The initiative funnels investment into five foundations the AfDB identifies as prerequisites for AI readiness: data infrastructure, computing capacity, digital skills, ethical governance, and capital access. Rather than backing individual projects, the programme builds the underlying systems that allow AI to scale across sectors and borders.
Private sector partners join the AfDB and UNDP as co-designers of the initiative, with funding channelled through a mix of equity investment and debt financing. A ten-month roadshow launching immediately will target governments, corporations, and development partners to build out the partnership before the first capital is deployed.
The initiative draws on an AfDB report published in June 2025 which projected that inclusive AI deployment could add nearly one-third of the continent’s current economic output by 2035. The Nairobi AI Forum, which gathered governments, tech investors, and development institutions across two days in Nairobi, provided the political momentum to convert that analysis into a funded programme.

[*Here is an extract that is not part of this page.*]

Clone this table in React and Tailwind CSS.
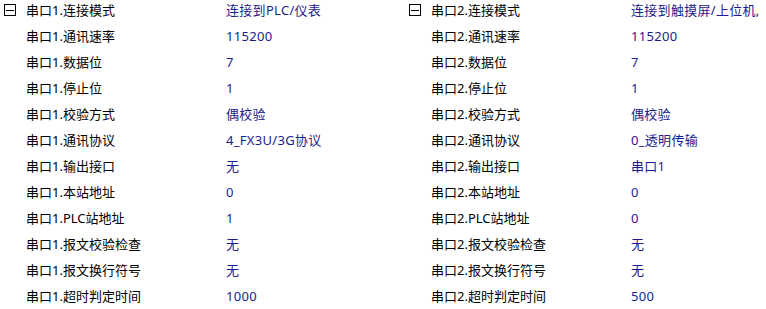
import React from 'react';

const left = [
  ["串口1.连接模式", "连接到PLC/仪表"],
  ["串口1.通讯速率", "115200"],
  ["串口1.数据位", "7"],
  ["串口1.停止位", "1"],
  ["串口1.校验方式", "偶校验"],
  ["串口1.通讯协议", "4_FX3U/3G协议"],
  ["串口1.输出接口", "无"],
  ["串口1.本站地址", "0"],
  ["串口1.PLC站地址", "1"],
  ["串口1.报文校验检查", "无"],
  ["串口1.报文换行符号", "无"],
  ["串口1.超时判定时间", "1000"],
];

const right = [
  ["串口2.连接模式", "连接到触摸屏/上位机,"],
  ["串口2.通讯速率", "115200"],
  ["串口2.数据位", "7"],
  ["串口2.停止位", "1"],
  ["串口2.校验方式", "偶校验"],
  ["串口2.通讯协议", "0_透明传输"],
  ["串口2.输出接口", "串口1"],
  ["串口2.本站地址", "0"],
  ["串口2.PLC站地址", "0"],
  ["串口2.报文校验检查", "无"],
  ["串口2.报文换行符号", "无"],
  ["串口2.超时判定时间", "500"],
];

const Collapse = () => (
  <span className="flex items-center justify-center w-[12px] h-[12px] border border-black">
    <span className="block w-[8px] h-px bg-black" />
  </span>
);

const Panel = ({ rows, width }) => (
  <div className={width}>
    {rows.map(([label, value], idx) => (
      <div key={label} className="flex items-center h-[26px] whitespace-nowrap">
        <div className="w-[26px] pl-[4px] flex items-center">{idx === 0 && <Collapse />}</div>
        <div className="w-[200px] text-black">{label}</div>
        <div className="text-[#1c1c8c] tracking-[0.3px]">{value}</div>
      </div>
    ))}
  </div>
);

export default function App() {
  return (
    <div className="w-[766px] h-[309px] bg-white overflow-hidden">
      <div
        className="flex -mt-[3px] text-[13px] leading-none"
        style={{ fontFamily: '"Noto Sans", "Noto Sans CJK SC", sans-serif' }}
      >
        <Panel rows={left} width="w-[405px] shrink-0" />
        <Panel rows={right} width="flex-1 min-w-0" />
      </div>
    </div>
  );
}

The Bigger Picture Africa has watched previous technology waves — mobile money aside — generate value that flowed largely to foreign platforms and investors. The $10 billion initiative is structured explicitly to avoid that outcome, with its emphasis on local data ecosystems, African AI entrepreneurs, and continental governance frameworks. Whether the capital arrives on that timeline is a separate question: multilateral fundraising targets of this scale routinely fall short, and 2035 is far enough away that accountability remains a challenge.